GIVEN ENTRIES:
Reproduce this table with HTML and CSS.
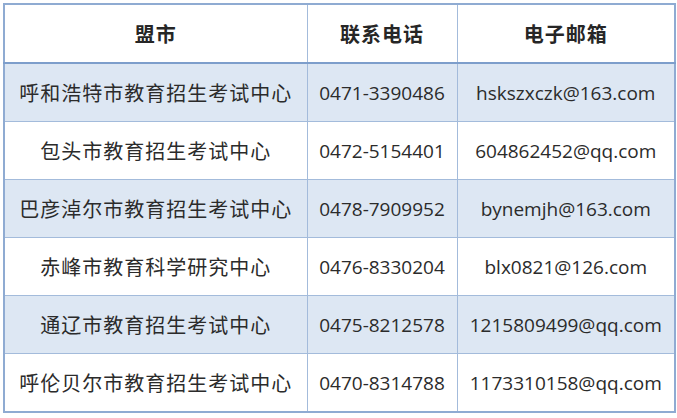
FILE: index.html
```html
<!DOCTYPE html>
<html lang="zh-CN">
<head>
<meta charset="utf-8">
<title>盟市教育招生考试中心联系方式</title>
<link rel="stylesheet" href="styles.css">
</head>
<body>
<table class="contacts">
  <colgroup>
    <col class="c-name">
    <col class="c-tel">
    <col class="c-mail">
  </colgroup>
  <thead>
    <tr class="head">
      <th>盟市</th>
      <th>联系电话</th>
      <th>电子邮箱</th>
    </tr>
  </thead>
  <tbody>
    <tr class="alt"><td class="name">呼和浩特市教育招生考试中心</td><td class="latin">0471-3390486</td><td class="latin">hskszxczk@163.com</td></tr>
    <tr><td class="name">包头市教育招生考试中心</td><td class="latin">0472-5154401</td><td class="latin">604862452@qq.com</td></tr>
    <tr class="alt"><td class="name">巴彦淖尔市教育招生考试中心</td><td class="latin">0478-7909952</td><td class="latin">bynemjh@163.com</td></tr>
    <tr><td class="name">赤峰市教育科学研究中心</td><td class="latin">0476-8330204</td><td class="latin">blx0821@126.com</td></tr>
    <tr class="alt"><td class="name">通辽市教育招生考试中心</td><td class="latin">0475-8212578</td><td class="latin">1215809499@qq.com</td></tr>
    <tr><td class="name">呼伦贝尔市教育招生考试中心</td><td class="latin">0470-8314788</td><td class="latin">1173310158@qq.com</td></tr>
  </tbody>
</table>
</body>
</html>
```
FILE: styles.css
```css
html, body {
  margin: 0;
  padding: 0;
  background: #ffffff;
}

body {
  padding: 3px;
  font-family: "Noto Sans CJK SC", "Noto Sans", sans-serif;
  color: #2b2b2b;
}

.contacts {
  border-collapse: collapse;
  table-layout: fixed;
  width: 671px;
  border: 2px solid #8fabd2;
}

.c-name { width: 303px; }
.c-tel { width: 150px; }
.c-mail { width: 218px; }

.contacts th,
.contacts td {
  border: 1.5px solid #a3bbdb;
  text-align: center;
  vertical-align: middle;
  padding: 0;
  white-space: nowrap;
}

.head th {
  height: 57px;
  font-size: 20px;
  font-weight: 700;
  letter-spacing: 1px;
  color: #262626;
  border-bottom: 2px solid #7d9ecb;
}

.contacts tbody td {
  height: 57px;
}

.alt td {
  background: #dde7f3;
}

.name {
  font-size: 20px;
  letter-spacing: 1px;
}

.latin {
  font-family: "Open Sans", "Noto Sans CJK SC", sans-serif;
  font-size: 19px;
}
```
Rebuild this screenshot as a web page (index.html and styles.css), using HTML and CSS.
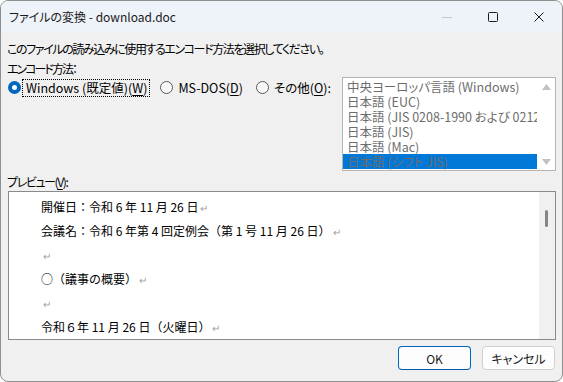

DESCRIPTION OF THE TASK:
Restate the data above exactly, stripping out each image.

FULL RESPONSE:
Reproduce this table with HTML and CSS.
FILE: index.html
```html
<!DOCTYPE html>
<html lang="zh-CN">
<head>
<meta charset="utf-8">
<title>盟市教育招生考试中心联系方式</title>
<link rel="stylesheet" href="styles.css">
</head>
<body>
<table class="contacts">
  <colgroup>
    <col class="c-name">
    <col class="c-tel">
    <col class="c-mail">
  </colgroup>
  <thead>
    <tr class="head">
      <th>盟市</th>
      <th>联系电话</th>
      <th>电子邮箱</th>
    </tr>
  </thead>
  <tbody>
    <tr class="alt"><td class="name">呼和浩特市教育招生考试中心</td><td class="latin">0471-3390486</td><td class="latin">hskszxczk@163.com</td></tr>
    <tr><td class="name">包头市教育招生考试中心</td><td class="latin">0472-5154401</td><td class="latin">604862452@qq.com</td></tr>
    <tr class="alt"><td class="name">巴彦淖尔市教育招生考试中心</td><td class="latin">0478-7909952</td><td class="latin">bynemjh@163.com</td></tr>
    <tr><td class="name">赤峰市教育科学研究中心</td><td class="latin">0476-8330204</td><td class="latin">blx0821@126.com</td></tr>
    <tr class="alt"><td class="name">通辽市教育招生考试中心</td><td class="latin">0475-8212578</td><td class="latin">1215809499@qq.com</td></tr>
    <tr><td class="name">呼伦贝尔市教育招生考试中心</td><td class="latin">0470-8314788</td><td class="latin">1173310158@qq.com</td></tr>
  </tbody>
</table>
</body>
</html>
```
FILE: styles.css
```css
html, body {
  margin: 0;
  padding: 0;
  background: #ffffff;
}

body {
  padding: 3px;
  font-family: "Noto Sans CJK SC", "Noto Sans", sans-serif;
  color: #2b2b2b;
}

.contacts {
  border-collapse: collapse;
  table-layout: fixed;
  width: 671px;
  border: 2px solid #8fabd2;
}

.c-name { width: 303px; }
.c-tel { width: 150px; }
.c-mail { width: 218px; }

.contacts th,
.contacts td {
  border: 1.5px solid #a3bbdb;
  text-align: center;
  vertical-align: middle;
  padding: 0;
  white-space: nowrap;
}

.head th {
  height: 57px;
  font-size: 20px;
  font-weight: 700;
  letter-spacing: 1px;
  color: #262626;
  border-bottom: 2px solid #7d9ecb;
}

.contacts tbody td {
  height: 57px;
}

.alt td {
  background: #dde7f3;
}

.name {
  font-size: 20px;
  letter-spacing: 1px;
}

.latin {
  font-family: "Open Sans", "Noto Sans CJK SC", sans-serif;
  font-size: 19px;
}
```
Rebuild this screenshot as a web page (index.html and styles.css), using HTML and CSS.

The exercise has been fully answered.